▶ Your task:
Omit the images. Copy each entry word for word.
--- Source material ---
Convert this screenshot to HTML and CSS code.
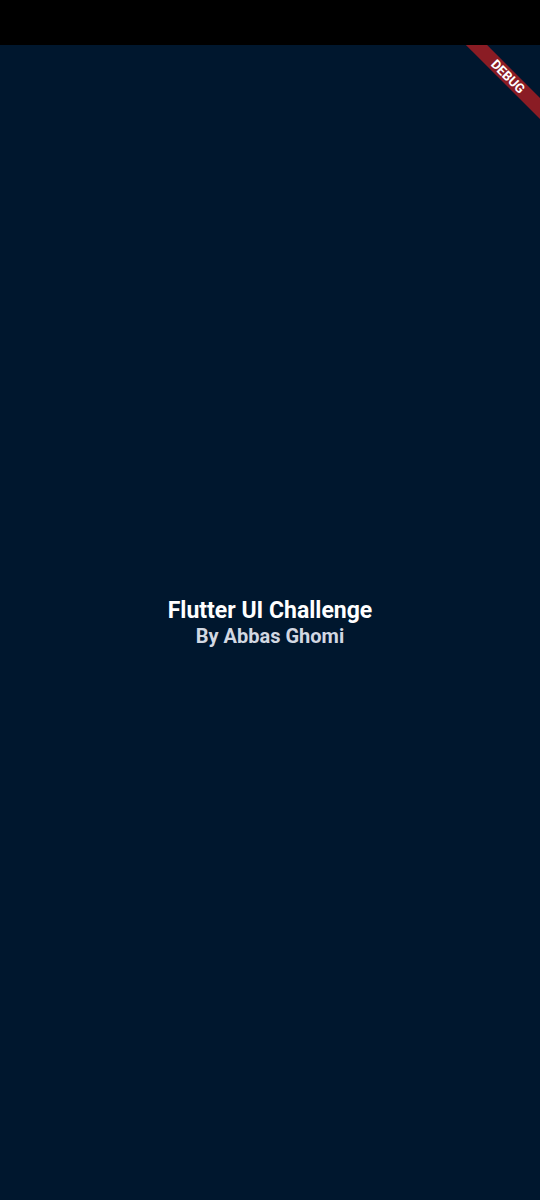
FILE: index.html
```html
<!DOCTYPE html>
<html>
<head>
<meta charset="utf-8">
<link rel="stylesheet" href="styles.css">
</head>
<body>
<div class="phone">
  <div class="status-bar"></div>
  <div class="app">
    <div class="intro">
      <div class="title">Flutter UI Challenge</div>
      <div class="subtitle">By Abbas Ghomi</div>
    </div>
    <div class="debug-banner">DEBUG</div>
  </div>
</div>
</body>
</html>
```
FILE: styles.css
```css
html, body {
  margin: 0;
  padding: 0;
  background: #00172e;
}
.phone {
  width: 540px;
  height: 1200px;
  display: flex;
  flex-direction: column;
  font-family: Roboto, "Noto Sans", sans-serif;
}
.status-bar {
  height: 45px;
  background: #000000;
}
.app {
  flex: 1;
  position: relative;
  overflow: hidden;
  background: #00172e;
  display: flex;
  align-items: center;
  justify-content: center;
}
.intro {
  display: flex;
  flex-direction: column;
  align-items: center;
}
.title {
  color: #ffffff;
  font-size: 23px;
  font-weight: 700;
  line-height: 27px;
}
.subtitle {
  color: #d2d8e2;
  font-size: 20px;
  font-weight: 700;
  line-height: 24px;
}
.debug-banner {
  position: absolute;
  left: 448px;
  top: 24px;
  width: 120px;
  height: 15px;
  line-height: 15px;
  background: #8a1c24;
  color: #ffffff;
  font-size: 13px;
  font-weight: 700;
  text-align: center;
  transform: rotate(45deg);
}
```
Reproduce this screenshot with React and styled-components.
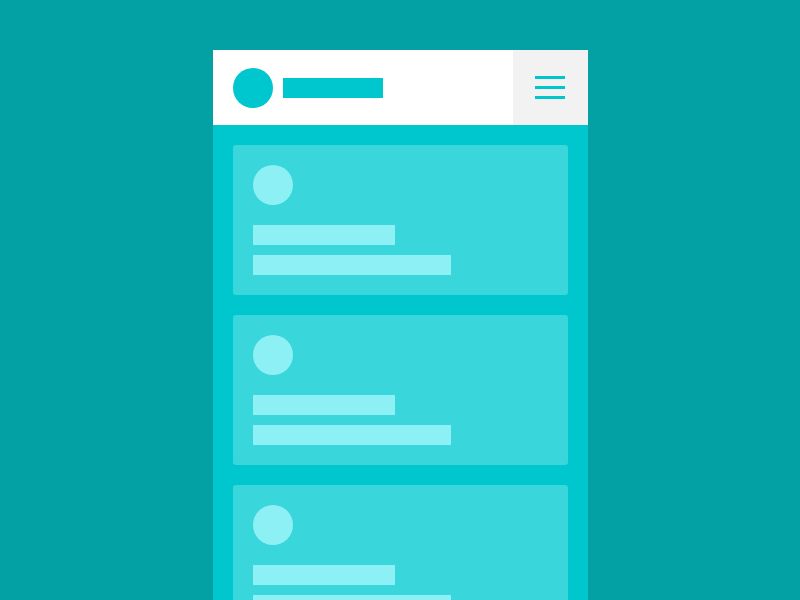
---
▶ Task response:
Convert this screenshot to HTML and CSS code.
FILE: index.html
```html
<!DOCTYPE html>
<html>
<head>
<meta charset="utf-8">
<link rel="stylesheet" href="styles.css">
</head>
<body>
<div class="phone">
  <div class="status-bar"></div>
  <div class="app">
    <div class="intro">
      <div class="title">Flutter UI Challenge</div>
      <div class="subtitle">By Abbas Ghomi</div>
    </div>
    <div class="debug-banner">DEBUG</div>
  </div>
</div>
</body>
</html>
```
FILE: styles.css
```css
html, body {
  margin: 0;
  padding: 0;
  background: #00172e;
}
.phone {
  width: 540px;
  height: 1200px;
  display: flex;
  flex-direction: column;
  font-family: Roboto, "Noto Sans", sans-serif;
}
.status-bar {
  height: 45px;
  background: #000000;
}
.app {
  flex: 1;
  position: relative;
  overflow: hidden;
  background: #00172e;
  display: flex;
  align-items: center;
  justify-content: center;
}
.intro {
  display: flex;
  flex-direction: column;
  align-items: center;
}
.title {
  color: #ffffff;
  font-size: 23px;
  font-weight: 700;
  line-height: 27px;
}
.subtitle {
  color: #d2d8e2;
  font-size: 20px;
  font-weight: 700;
  line-height: 24px;
}
.debug-banner {
  position: absolute;
  left: 448px;
  top: 24px;
  width: 120px;
  height: 15px;
  line-height: 15px;
  background: #8a1c24;
  color: #ffffff;
  font-size: 13px;
  font-weight: 700;
  text-align: center;
  transform: rotate(45deg);
}
```
Reproduce this screenshot with React and styled-components.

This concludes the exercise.